Still More About The Misuse Of Science
Charles Krauthammer takes a look at an article in the newly re-launched New Republic. He identifies an entirely new syndrome - Bush Derangement Syndrome - Cheney Variant.
"What is wrong with Dick Cheney?" asks Michelle Cottle in the inaugural issue of the newly relaunched New Republic. She then spends the next 1,900 words marshaling evidence suggesting that his cardiac disease has left him demented and mentally disordered.
The charming part of this not-to-be-missed article (titled "Heart of Darkness," no less) is that it is framed as an exercise in compassion. Since Cottle knows that the only way for her New Republic readers to understand Cheney is that he is evil — "next time you see Cheney behaving oddly, don't automatically assume that he's a bad man," she advises — surely the generous thing for a liberal to do is write him off as simply nuts. In the wonderland of liberalism, Cottle is trying to make the case for Cheney by offering the insanity defense……
……I was at first inclined to pass off Cottle's piece as a weird put-on — when people become particularly deranged about this administration, it's hard to tell — but her earnest and lengthy piling on of medical research about dementia and cardiovascular disease suggests that she is quite serious.
And supremely silly. Such silliness has a pedigree, mind you. It is in the great tradition of the 1964 poll of psychiatrists that found Barry Goldwater clinically paranoid. Goldwater having become over the years the liberals' favorite conservative (because of his libertarianism), nary a word is heard today about him being mentally ill or about that shameful election-year misuse of medical authority by the psychiatrists who responded to the poll. The disease they saw in Goldwater was, in fact, deviation from liberalism, which remains today so incomprehensible to some that it must be explained by resort to arterial plaques and cardiac ejection fractions.

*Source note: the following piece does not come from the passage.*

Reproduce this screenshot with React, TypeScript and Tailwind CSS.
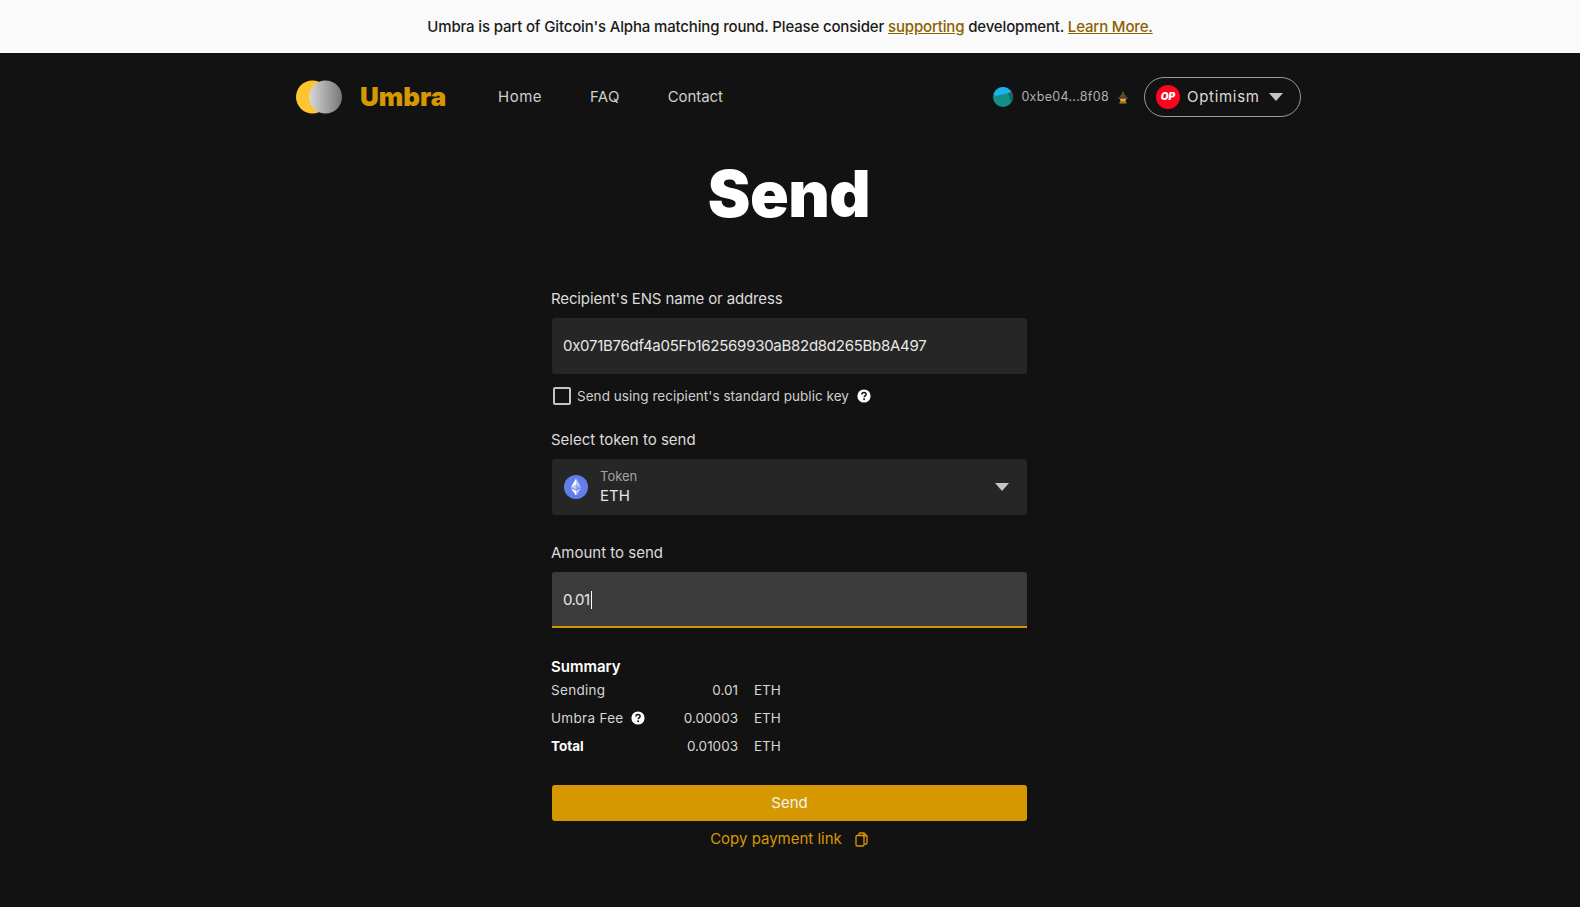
const font = { fontFamily: "Inter, 'Liberation Sans', sans-serif" };

function Help() {
  return (
    <svg width="14" height="14" viewBox="0 0 14 14" className="shrink-0">
      <circle cx="7" cy="7" r="6.6" fill="#fff" />
      <path d="M4.9 5.4c0-1.2 1-1.9 2.1-1.9 1.2 0 2.1.7 2.1 1.8 0 1.6-1.9 1.5-1.9 3" fill="none" stroke="#121212" strokeWidth="1.5" />
      <circle cx="7.1" cy="10.3" r="0.95" fill="#121212" />
    </svg>
  );
}

function Caret({ color, w = 14, h = 8 }: { color: string; w?: number; h?: number }) {
  return (
    <svg width={w} height={h} viewBox="0 0 14 8" className="shrink-0">
      <path d="M0 0h14L7 8z" fill={color} />
    </svg>
  );
}

function Logo() {
  return (
    <svg width="48" height="36" viewBox="0 0 48 36" className="shrink-0">
      <defs>
        <linearGradient id="moon" x1="0" x2="1" y1="0" y2="0">
          <stop offset="0" stopColor="#d8d8d8" />
          <stop offset="1" stopColor="#777" />
        </linearGradient>
      </defs>
      <circle cx="17.5" cy="18" r="16.5" fill="#fec52e" />
      <circle cx="30.5" cy="18" r="16.5" fill="url(#moon)" />
    </svg>
  );
}

function Avatar() {
  return (
    <svg width="20" height="20" viewBox="0 0 20 20" className="shrink-0">
      <clipPath id="av"><circle cx="10" cy="10" r="10" /></clipPath>
      <g clipPath="url(#av)">
        <rect width="20" height="20" fill="#149088" />
        <path d="M0 0h20v5L3 9 0 7z" fill="#1db2ec" />
        <path d="M15 6l5-1v15h-6l4-5z" fill="#0e6a6c" />
        <path d="M18 3h2v6h-1z" fill="#c01c3c" />
      </g>
    </svg>
  );
}

function Wizard() {
  return (
    <svg width="12" height="14" viewBox="0 0 12 14" className="shrink-0">
      <path d="M6 0.5L8 5.5h-4z" fill="#5e4c30" />
      <path d="M0.5 7.5h11L10 9H2z" fill="#6e5a38" />
      <path d="M3.5 5h5l1 2.5h-7z" fill="#5e4c30" />
      <path d="M3 9h6l-.6 2.4H3.6z" fill="#f2b01e" />
      <path d="M2 13.5l1.6-2.4h4.8l1.6 2.4z" fill="#a87a24" />
    </svg>
  );
}

function Ethereum() {
  return (
    <svg width="24" height="24" viewBox="0 0 24 24" className="shrink-0">
      <circle cx="12" cy="12" r="12" fill="#627eea" />
      <path d="M12 3.5v6.3l5.2 2.4z" fill="#fff" fillOpacity="0.6" />
      <path d="M12 3.5L6.8 12.2 12 9.8z" fill="#fff" />
      <path d="M12 15.6v4.9l5.2-7.2z" fill="#fff" fillOpacity="0.6" />
      <path d="M12 15.6l-5.2-2.3 5.2 7.2z" fill="#fff" />
      <path d="M12 14.6l5.2-2.4L12 9.8z" fill="#fff" fillOpacity="0.3" />
      <path d="M6.8 12.2l5.2 2.4V9.8z" fill="#fff" fillOpacity="0.6" />
    </svg>
  );
}

function Row({ label, value, bold, help }: { label: string; value: string; bold?: boolean; help?: boolean }) {
  return (
    <div className="flex h-[28px] items-center text-[13.5px] text-[#d6d6d6]">
      <div className={`-ml-px flex w-[96px] items-center gap-2 tracking-[0.3px] ${bold ? "font-bold tracking-[0px] text-white" : ""}`}>
        <span className="whitespace-nowrap">{label}</span>
        {help && <Help />}
      </div>
      <div className="w-[91px] text-right">{value}</div>
      <div className="ml-4">ETH</div>
    </div>
  );
}

export default function App() {
  return (
    <div style={font} className="h-[907px] overflow-hidden bg-[#121212] text-white">
      <div className="flex h-[53px] items-center justify-center bg-[#fafafa] pt-px text-[15px] font-medium tracking-[-0.16px] text-[#1a1a1a]">
        <span>
          Umbra is part of Gitcoin's Alpha matching round. Please consider{" "}
          <span className="text-[#8a6100] underline">supporting</span> development.{" "}
          <span className="text-[#8a6100] underline">Learn More.</span>
        </span>
      </div>

      <nav className="ml-[295px] flex h-[87px] w-[1006px] items-center justify-between">
        <div className="flex items-center">
          <Logo />
          <div className="ml-[17px] w-[138px] text-[26px] font-black text-[#d69800]">Umbra</div>
          <div className="flex gap-[48px] pt-[1px] text-[15px] text-[#cfcfcf]">
            <span className="tracking-[0.5px]">Home</span>
            <span className="tracking-[0.3px]">FAQ</span>
            <span className="tracking-[-0.1px]">Contact</span>
          </div>
        </div>
        <div className="flex items-center">
          <Avatar />
          <span className="ml-[8px] pt-px text-[12.5px] tracking-[0.3px] text-[#b0b0b0]">0xbe04...8f08</span>
          <span className="ml-[8px]"><Wizard /></span>
          <div className="ml-[15px] flex h-[40px] w-[157px] items-center rounded-[20px] border border-[#9a9a9a] pl-[11px] pr-[17px]">
            <div className="flex h-[24px] w-[24px] items-center justify-center rounded-full bg-[#ff0420] text-[10px] font-black italic text-white">OP</div>
            <span className="ml-[7px] flex-1 pt-px text-[15px] tracking-[0.7px] text-[#dcdcdc]">Optimism</span>
            <Caret color="#c4c4c4" />
          </div>
        </div>
      </nav>

      <h1 className="mt-[21px] pr-[2px] text-center text-[64px] leading-[66px] font-black tracking-[-0.5px]">Send</h1>

      <div className="ml-[552px] mt-[61px] w-[475px]">
        <label className="-ml-px block text-[15px] leading-[22px] tracking-[-0.13px] text-[#dcdcdc]">Recipient's ENS name or address</label>
        <div className="mt-[8px] flex h-[56px] items-center rounded-[3px] bg-[#262626] pl-[11px] pr-3 text-[15px] tracking-[-0.27px] text-[#e8e8e8]">
          0x071B76df4a05Fb162569930aB82d8d265Bb8A497
        </div>
        <div className="mt-[13px] flex h-[18px] items-center">
          <div className="ml-[1px] h-[18px] w-[18px] rounded-[2px] border-2 border-[#c4c4c4]" />
          <span className="ml-[6px] text-[13.5px] tracking-[0.04px] text-[#cfcfcf]">Send using recipient's standard public key</span>
          <span className="ml-[8px]"><Help /></span>
        </div>

        <label className="-ml-px mt-[24px] block text-[15px] leading-[22px] text-[#dcdcdc]">Select token to send</label>
        <div className="mt-[8px] flex h-[56px] items-center rounded-[3px] bg-[#262626] pl-3 pr-[18px]">
          <Ethereum />
          <div className="ml-[12px] flex-1 -translate-y-px">
            <div className="text-[13px] leading-[16px] text-[#a3a3a3]">Token</div>
            <div className="mt-[3px] text-[15px] leading-[18px] text-[#e8e8e8]">ETH</div>
          </div>
          <Caret color="#c4c4c4" w={14} h={8} />
        </div>

        <label className="-ml-px mt-[27px] block text-[15px] leading-[22px] text-[#dcdcdc]">Amount to send</label>
        <div className="mt-[8px] flex h-[56px] items-center rounded-t-[3px] border-b-2 border-[#d69800] bg-[#3b3b3b] pl-[11px] pr-3 pt-[2px] text-[15px] tracking-[-0.5px] text-[#e8e8e8]">
          0.01<span className="ml-[1px] h-[18px] w-px bg-white" />
        </div>

        <div className="-ml-px mt-[29px] text-[15px] leading-[20px] font-semibold text-white">Summary</div>
        <div className="-mt-[1px]">
          <Row label="Sending" value="0.01" />
          <Row label="Umbra Fee" value="0.00003" help />
          <Row label="Total" value="0.01003" bold />
        </div>

        <div className="mt-[25px] flex h-[36px] items-center justify-center rounded-[3px] bg-[#d69800] text-[15px] text-[#f2f2f2]">Send</div>
        <div className="mt-[7px] flex items-center justify-center gap-[13px] pr-[1px] text-[15px] text-[#d69800]">
          <span>Copy payment link</span>
          <svg width="13" height="15" viewBox="0 0 13 15" fill="none" stroke="#d69800" strokeWidth="1.3" className="shrink-0">
            <rect x="1" y="3.5" width="8" height="10.5" rx="1.2" />
            <path d="M4 3.4V2a1 1 0 0 1 1-1h4l3 3v7a1 1 0 0 1-1 1H9.2M8.8 1v3.2H12" />
          </svg>
        </div>
      </div>
    </div>
  );
}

Worse yet, I think, is that the former Soviet Union did things like this. Labeling of people who disagreed with the system as mentally unstable and placing them into psychiatric wards. That is very dangerous territory, indeed. I have not read Cottle's piece directly (the last thing I tried to read at TNR required a lengthy and intrusive registration - a game I will not play) so I have no idea what, if any, credentials Cottle has to make such a diagnosis. My guess is almost none based on her stated resume.
Michelle Cottle has been a senior editor at The New Republic since February 1999. She is a 1992 magna cum laude graduate of Vanderbilt University with a B.A. in English and a minor in European Studies.
At the risk of sounding snarky here, a BA in English does not give one the ability to make medical or psychiatric diagnoses. Just because you can use the words doesn't mean you actually understand them. To those inclined to believe Cottle's take on Cheney ask yourself: would you let her diagnose a pain in your side? I have a BS in Mathematics and Psychology (dual major) and graduated summa cum laude (I am not kidding). That makes me more qualified than Cottle!